Scientific classification
- Kingdom: Fungi
- Division: Ascomycota
- Class: Lecanoromycetes
- Order: Lecanorales
- Family: Parmeliaceae
- Genus: Pseudephebe
- Species: P. pubescens
- Binomial name: Pseudephebe pubescens (L.) M.Choisy (1930)

= Pseudephebe pubescens =

- Authority: (L.) M.Choisy (1930)
- Conservation status: G5

Species of lichen-forming fungus

Pseudephebe pubescens, also known as 'fine rock wool', is a temperate alpine lichen.

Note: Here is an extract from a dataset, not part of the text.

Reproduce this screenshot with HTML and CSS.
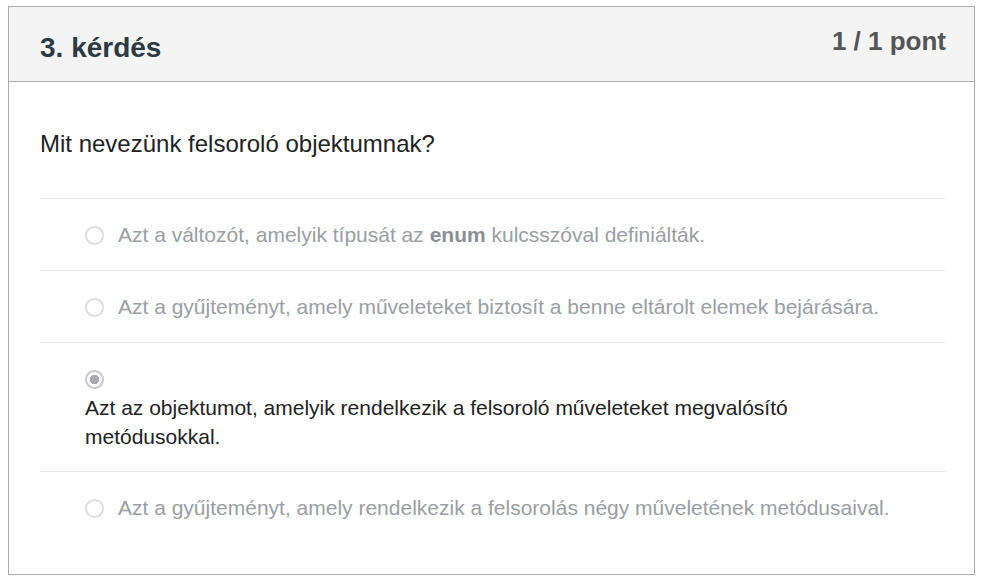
FILE: index.html
```html
<!DOCTYPE html>
<html lang="hu">
<head>
<meta charset="utf-8">
<title>3. kérdés</title>
<link rel="stylesheet" href="styles.css">
</head>
<body>
<div class="card">
  <div class="card-header">
    <h2 class="title">3. kérdés</h2>
    <div class="points">1 / 1 pont</div>
  </div>
  <div class="card-body">
    <p class="question">Mit nevezünk felsoroló objektumnak?</p>
    <ul class="answers">
      <li class="answer">
        <span class="radio"></span><span class="label">Azt a változót, amelyik típusát az <b>enum</b> kulcsszóval definiálták.</span>
      </li>
      <li class="answer">
        <span class="radio"></span><span class="label">Azt a gyűjteményt, amely műveleteket biztosít a benne eltárolt elemek bejárására.</span>
      </li>
      <li class="answer selected">
        <span class="radio checked"></span><span class="label">Azt az objektumot, amelyik rendelkezik a felsoroló műveleteket megvalósító metódusokkal.</span>
      </li>
      <li class="answer">
        <span class="radio"></span><span class="label">Azt a gyűjteményt, amely rendelkezik a felsorolás négy műveletének metódusaival.</span>
      </li>
    </ul>
  </div>
</div>
</body>
</html>
```
FILE: styles.css
```css
html, body {
  margin: 0;
  padding: 0;
  background: #ffffff;
}
body {
  padding: 6px 6px 6px 8px;
  font-family: "Liberation Sans", Arial, sans-serif;
}
.card {
  border: 1px solid #aaaaaa;
  box-sizing: border-box;
  height: 569px;
}
.card-header {
  background: #f4f4f4;
  border-bottom: 1px solid #aaaaaa;
  height: 74px;
  display: flex;
  justify-content: space-between;
  align-items: flex-start;
  padding: 0 28px 0 31px;
}
.title {
  margin: 0;
  padding-top: 24px;
  font-size: 28px;
  line-height: 34px;
  font-weight: bold;
  color: #2d3a44;
}
.points {
  padding-top: 17px;
  font-size: 26px;
  line-height: 34px;
  font-weight: bold;
  color: #555555;
}
.card-body {
  padding: 0 29px 0 31px;
}
.question {
  margin: 47px 0 39px;
  font-size: 24px;
  line-height: 30px;
  color: #222222;
}
.answers {
  list-style: none;
  margin: 0;
  padding: 0;
}
.answer {
  border-top: 1px solid #e8e8e8;
  padding: 21px 30px 20px 45px;
  font-size: 21px;
  line-height: 30px;
  color: #999ea3;
}
.answer.selected {
  color: #222222;
  line-height: 29px;
  padding-bottom: 20px;
}
.answer b {
  color: #8a8f94;
}
.radio {
  display: inline-block;
  box-sizing: border-box;
  width: 19px;
  height: 19px;
  border: 2px solid #dddddd;
  border-radius: 50%;
  vertical-align: -3px;
  margin-right: 14px;
}
.radio.checked {
  border: 2px solid #c8c8cc;
  background: radial-gradient(circle, #a9a9b1 0 4.5px, #ffffff 5px);
}
.label {
  display: inline-block;
}
```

It is a member of the genus Pseudephebe, a lichen group characterized by dense mats of brown to near-black "hairs".

==Taxonomy==
Linnaeus first described Lichen pubescens in 1753. Maurice Choisy transferred it to the genus Pseudephebe in 1930. It is usually distinguished from P. minuscula due to P. pubescens preferring a moister habitat, and its branches are more terete and lack the irregularities of P. minuscula. The morphological and ecological differences between the two species are often overlapping, and it can be difficult to truly distinguish the two without molecular analysis.

==Description==
Pseudephebe pubescens is a fruticose lichen that forms decumbent mats made of isotomic-dichotomous branching thalli. The branching occurs frequently and weaves around itself, leading to the woolen appearance. Dark brown to black in color and shiny. Apothecia are rare, but are rarely greater than 6 mm in diameter and have the same appearance as the rest of the thallus. The species lacks isidia, soredia, and pseudocyphellae. Pycnidia occur in great numbers on tubercles with conspicuous ostioles. It is not known to produce any secondary metabolites.

==Habitat and distribution==
Pseudephebe pubescens is found specifically on acidic or silicate rocks in temperate-alpine or sub-arctic regions. It has circumpolar sightings, being found from the Canadian territories, throughout the United States, and sometimes in alpine Mexico. It has been known in Europe, but recently discovered in China and even been found in the Andes and in Australia. It has been known to grow upon wood occasionally. Pseudephebe pubescens tends to be in more temperate environments than P. minuscula.